The group claimed to be on course to at least deliver its targets for profit, cash flow and gearing for the year.
Group revenue was up 11% year-to-date on a constant currency basis and up 17% on a reported basis, supported by underlying passenger growth across the group of 3% with total passenger growth of 6%.
National Express said group profit before tax was up 9% in the period on a constant currency basis and up 5% year to date, despite a significant increase in the c2c franchise premium.
Year to date group profit before tax was up 15% on a reported basis.
The company claimed to remain on target to generate at least £100m of free cash flow for the year, and expected to close the year with gearing within its target range of 2x-2.5x net debt to EBITDA.
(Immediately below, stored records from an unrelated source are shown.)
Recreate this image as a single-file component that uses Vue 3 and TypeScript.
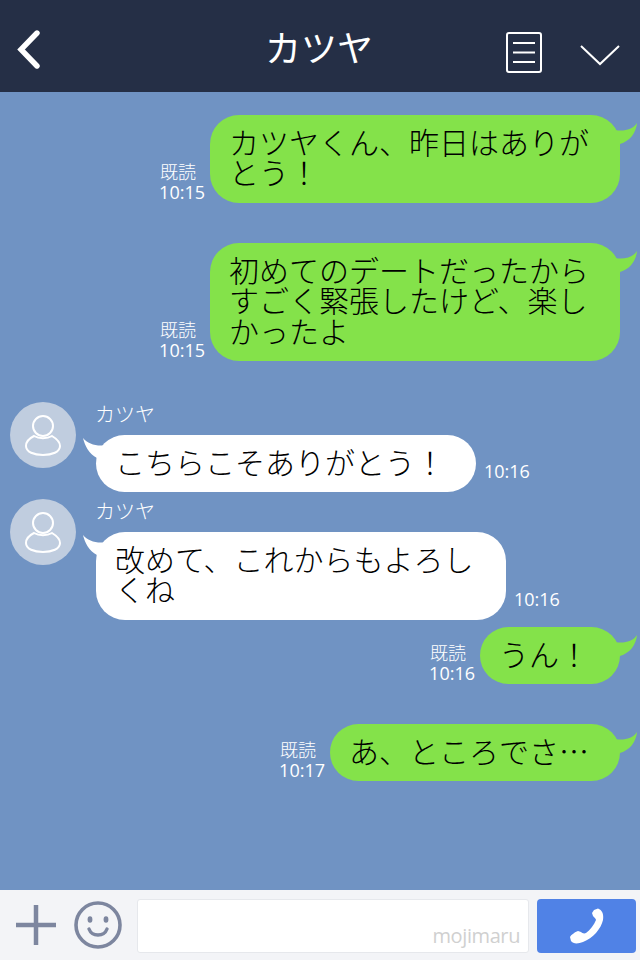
<script setup lang="ts">
interface Message {
  id: number
  mine: boolean
  text: string
  time: string
  name?: string
  gap: number
}

// gap = 前のメッセージとの間隔
const messages: Message[] = [
  { id: 1, mine: true, text: 'カツヤくん、昨日はありがとう！', time: '10:15', gap: 23 },
  { id: 2, mine: true, text: '初めてのデートだったからすごく緊張したけど、楽しかったよ', time: '10:15', gap: 40.5 },
  { id: 3, mine: false, name: 'カツヤ', text: 'こちらこそありがとう！', time: '10:16', gap: 41 },
  { id: 4, mine: false, name: 'カツヤ', text: '改めて、これからもよろしくね', time: '10:16', gap: 7 },
  { id: 5, mine: true, text: 'うん！', time: '10:16', gap: 7.5 },
  { id: 6, mine: true, text: 'あ、ところでさ…', time: '10:17', gap: 40 },
]
</script>

<template>
  <div class="screen">
    <header class="header">
      <div class="header__left">
        <svg width="26" height="40" viewBox="0 0 26 40">
          <path d="M22 3 L6 19.5 L22 36" fill="none" stroke="#fff" stroke-width="5.4" stroke-linecap="round" />
        </svg>
      </div>
      <h1 class="title">カツヤ</h1>
      <div class="header__right">
        <svg width="36" height="41" viewBox="0 0 36 41">
          <rect x="1" y="1" width="34" height="39" rx="2" fill="none" stroke="#fff" stroke-width="2" />
          <path d="M7 11 H29 M7 20.5 H29 M7 30 H29" stroke="#fff" stroke-width="2" />
        </svg>
        <svg class="chevron" width="40" height="22" viewBox="0 0 40 22">
          <path d="M1 2 L20 20 L39 2" fill="none" stroke="#fff" stroke-width="2" />
        </svg>
      </div>
    </header>

    <main class="chat">
      <div
        v-for="m in messages"
        :key="m.id"
        class="row"
        :class="m.mine ? 'row--mine' : 'row--other'"
        :style="{ marginTop: m.gap + 'px' }"
      >
        <template v-if="m.mine">
          <div class="meta meta--mine">
            <span class="read">既読</span>
            <span>{{ m.time }}</span>
          </div>
          <div class="bubble bubble--mine">
            {{ m.text }}
            <svg class="tail tail--mine" width="30" height="24" viewBox="0 0 30 24">
              <path d="M4 6 C12 9 24 8 29 0 C28 10 22 18 12 21 L4 21 Z" fill="#84e24a" />
            </svg>
          </div>
        </template>
        <template v-else>
          <div class="avatar">
            <svg width="66" height="66" viewBox="0 0 66 66">
              <circle cx="33" cy="24" r="10" fill="none" stroke="#fff" stroke-width="2" />
              <path d="M24 34 C18 37 16 41 16 44 C16 50 24 53 33 53 C42 53 50 50 50 44 C50 41 47 37 42 34 C37 37 29 37 24 34 Z" fill="none" stroke="#fff" stroke-width="2" />
            </svg>
          </div>
          <div class="other-body">
            <div class="name">{{ m.name }}</div>
            <div class="other-line">
              <div class="bubble bubble--other">
                {{ m.text }}
                <svg class="tail tail--other" width="26" height="24" viewBox="0 0 26 24">
                  <path d="M0 0 C5 6 14 9 24 7 L14 20 C6 16 2 8 0 0 Z" fill="#fff" />
                </svg>
              </div>
              <span class="meta meta--other">{{ m.time }}</span>
            </div>
          </div>
        </template>
      </div>
    </main>

    <footer class="footer">
      <svg width="40" height="40" viewBox="0 0 40 40">
        <path d="M20 0 V40 M0 20 H40" stroke="#7d869f" stroke-width="4.5" />
      </svg>
      <svg class="smile" width="48" height="48" viewBox="0 0 48 48">
        <circle cx="24" cy="24" r="22" fill="none" stroke="#7d869f" stroke-width="3.6" />
        <ellipse cx="16" cy="18.5" rx="2.4" ry="3.2" fill="#7d869f" />
        <ellipse cx="32" cy="18.5" rx="2.4" ry="3.2" fill="#7d869f" />
        <path d="M15 28 C18 36 30 36 33 28" fill="none" stroke="#7d869f" stroke-width="3.4" stroke-linecap="round" />
      </svg>
      <div class="input">
        <span class="watermark">mojimaru</span>
      </div>
      <button class="send" type="button">
        <svg width="36" height="36" viewBox="0 0 36 36">
          <path d="M25 2 L29 0.5 C33 2 35 6 34 12 C32 21 24 30 14 34 C9 36 4 36 2 33 L1 29 C2 27 6 24 9 23 L12 24 C13 25 15 26 17 25 C21 22 25 17 27 12 C27 11 25 9 24 8 L23 5 Z" fill="#fff" />
        </svg>
      </button>
    </footer>
  </div>
</template>

<style scoped>
.screen {
  display: flex;
  flex-direction: column;
  width: 640px;
  height: 960px;
  overflow: hidden;
  background: #7093c3;
  font-family: "Noto Sans CJK JP", "Open Sans", sans-serif;
}

.header {
  display: grid;
  grid-template-columns: 1fr auto 1fr;
  align-items: center;
  height: 92px;
  padding: 0 20px 0 15px;
  background: #252f46;
  box-sizing: border-box;
}

.header__left {
  display: flex;
  margin-top: 8px;
}

.header__right {
  display: flex;
  align-items: center;
  justify-content: flex-end;
  gap: 38px;
  margin-top: 12px;
}

.chevron {
  margin-top: 6px;
}

.title {
  margin: 0;
  color: #fff;
  font-size: 36px;
  font-weight: 400;
  line-height: 92px;
  text-align: center;
  padding-left: 3px;
}

.chat {
  flex: 1;
}

.row {
  display: flex;
}

.row--mine {
  justify-content: flex-end;
  align-items: flex-end;
  padding-right: 20px;
}

.row--other {
  padding-left: 10px;
}

.bubble {
  position: relative;
  box-sizing: border-box;
  max-width: 410px;
  padding: 10.5px 31px 16px 19px;
  border-radius: 29px;
  color: #000;
  font-size: 30px;
  font-weight: 300;
  line-height: 30.5px;
  line-break: strict;
}

.bubble--mine {
  background: #84e24a;
}

.bubble--other {
  background: #fff;
}

.tail {
  position: absolute;
}

.tail--mine {
  top: 8px;
  right: -18px;
}

.tail--other {
  top: 3px;
  left: -13px;
}

.meta {
  color: #fff;
  font-family: "Open Sans", "Noto Sans CJK JP", sans-serif;
  font-size: 18px;
  line-height: 20px;
}

.meta--mine {
  display: flex;
  flex-direction: column;
  margin-right: 5px;
  margin-bottom: 1px;
}

.read {
  font-weight: 300;
  padding-left: 1px;
}

.meta--other {
  margin-left: 8px;
  margin-bottom: 11px;
}

.avatar {
  flex: none;
  width: 66px;
  height: 66px;
  border-radius: 50%;
  background: #c0cddf;
}

.other-body {
  margin-left: 20px;
}

.name {
  color: #fff;
  font-size: 20px;
  font-weight: 300;
  line-height: 24px;
  margin-bottom: 9px;
  margin-left: -1px;
}

.other-line {
  display: flex;
  align-items: flex-end;
}

.footer {
  display: flex;
  align-items: center;
  height: 70px;
  padding: 0 4px 0 16px;
  box-sizing: border-box;
  background: #f3f4f7;
}

.footer > svg {
  flex: none;
}

.smile {
  margin-left: 18px;
}

.input {
  position: relative;
  flex: none;
  width: 392px;
  height: 54px;
  margin-left: 15px;
  margin-top: 1px;
  box-sizing: border-box;
  border: 1px solid #e6e8ec;
  border-radius: 3px;
  background: #fff;
}

.watermark {
  position: absolute;
  right: 8px;
  bottom: 3px;
  color: #d0d0d0;
  font-family: "Open Sans", sans-serif;
  font-size: 20px;
  letter-spacing: -0.4px;
}

.send {
  display: flex;
  flex: none;
  align-items: center;
  justify-content: center;
  width: 99px;
  height: 54px;
  margin-left: 8px;
  margin-top: 1px;
  padding: 0;
  border: 0;
  border-radius: 4px;
  background: #5082e6;
}
</style>
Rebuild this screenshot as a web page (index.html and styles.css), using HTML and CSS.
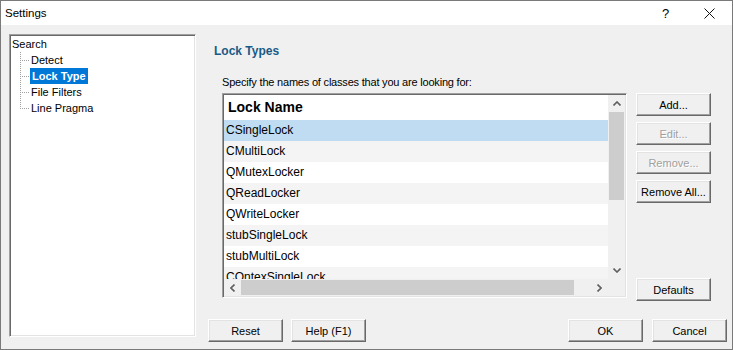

Subject to market conditions, National Express said it is planning to refinance its £350m bond shortly, to achieve significant savings in interest costs.
As a result, however, there would be a 'double interest cost' of approximately £2m in 2016.
It wasn’t all rosy however, as National Express
In February 2015, the Bavarian Railway Authority (BEG) announced its intention to award National Express the Nuremberg S-Bahn suburban rail contract.
A central aspect of the bid was the introduction of new trains at the start of the contract in December 2018, the board said.
“However, the lengthy challenge by the incumbent operator, Deutsche Bahn, has meant that the introduction of these new trains, to significantly improve the service experienced by customers and underpin passenger growth, would be substantially delayed and could also lead to National Express incurring prohibitive additional cost,” the board explained in a statement.
“We have therefore informed BEG that it is no longer in the interest of National Express and our shareholders to proceed, [and] the authority understands and respects our decision.”
National Express said it remained fully committed to the German rail market and was planning to submit a number of bids within the next year.
“With two thirds of our earnings generated outside of the UK this geographic diversity, combined with a focus on operational excellence and the deployment of technology, continues to deliver good growth, a strong cash flow and opens new market opportunities,” said group chief executive Dean Finch.
“We will stick to our fundamental principles of safe and punctual operations at affordable prices with particular emphasis on controlling costs to generate cash and keep fares low.
"The combination of our relatively resilient UK performance together with the strong growth we are seeing from our international operations enables us to selectively invest in growth opportunities subject to our strict financial criteria and continue to deliver attractive and sustainable returns to shareholders.”